Not for the first time, I’m examining a picture my daughter has drawn. It’s an expressive piece, formed from purple marker, but presented in a larger format than her usual efforts. The effect is multiplying; there is a feral freeness in her strokes, a sense of passion at play, of creativity unbridled.

We are at my sister Maeve’s house, where she and her brother have been happily ensconced in a drawing session with their cousins all afternoon. Paper and markers and crayons are scattered in every direction, and each child’s own style is on display. For my son, the endless Minecraft characters and dinosaurs he can now reproduce with frightening speed and accuracy; for his older cousins Nora and Ardal, a menagerie of beautifully rendered characters from their favourite books and games. My daughter, however, has eschewed such figurative works, preferring to rely on pure expression.

Hers are a riot of thick lines and scribbled curves, born from a relatively recent conversion to creativity. She was slow to get the bug for drawing that my son has had since he was a toddler. I, too, was an inveterate scribbler and greatly regret I never really continued with the passion into adulthood. ‘Every child is an artist,’ Pablo Picasso once said. ‘The problem is how to remain an artist once we grow up.’ A philistine might say that task was made slightly easier in his case, once he decided he was allowed to put eyes and ears wherever he liked on a human face, but I abhor such cynicism and am bravely willing to state I think he was pretty good.

My own little Picasso is only starting out on her journey, but is definitely making up for lost time. Every nursery pickup is now accompanied by a bulging bag of art projects she’s undertaken and what were once tentative experiments now seem to be cohering into more ambitious, intentional works. Where once she might have idly daubed for a minute or two before getting bored, she now throws herself into the practice with obsession, her tongue sticking out of her tiny mouth as she conjures a riot of shapes and colours with her pen.

And this, her largest work yet, may be her masterpiece. I’m loath to ascribe genius to either of my children – save for when pride, or a deadline, demands it. But there is something about her unshowy brio, her effortless panache, that a less circumspect parent might term ‘casual brilliance’.
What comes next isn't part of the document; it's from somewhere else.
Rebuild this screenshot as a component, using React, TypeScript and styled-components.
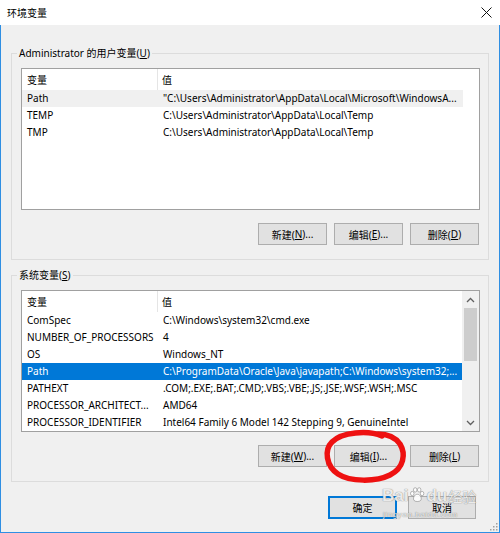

My sister, however, is unimpressed. To my shock, she regards it with scorn. ‘Dear God,’ she says, with something approaching disgust. I’ll admit to being mildly offended, since my sister is a lovely person and, moreover, a particularly fond auntie to my daughter. I accept I’m biased, but her complete lack of appreciation seems wildly insensitive.

‘How will I even wash it off?’ she says, examining the 5ft purple scrawl which, I might have mentioned before, has been applied directly to Maeve’s bedroom wall, extending from the skirting boards by the door all the way to the bookshelves facing her window. I sigh to myself, more in pity than in anger. As every art-lover knows, some people just don’t get it.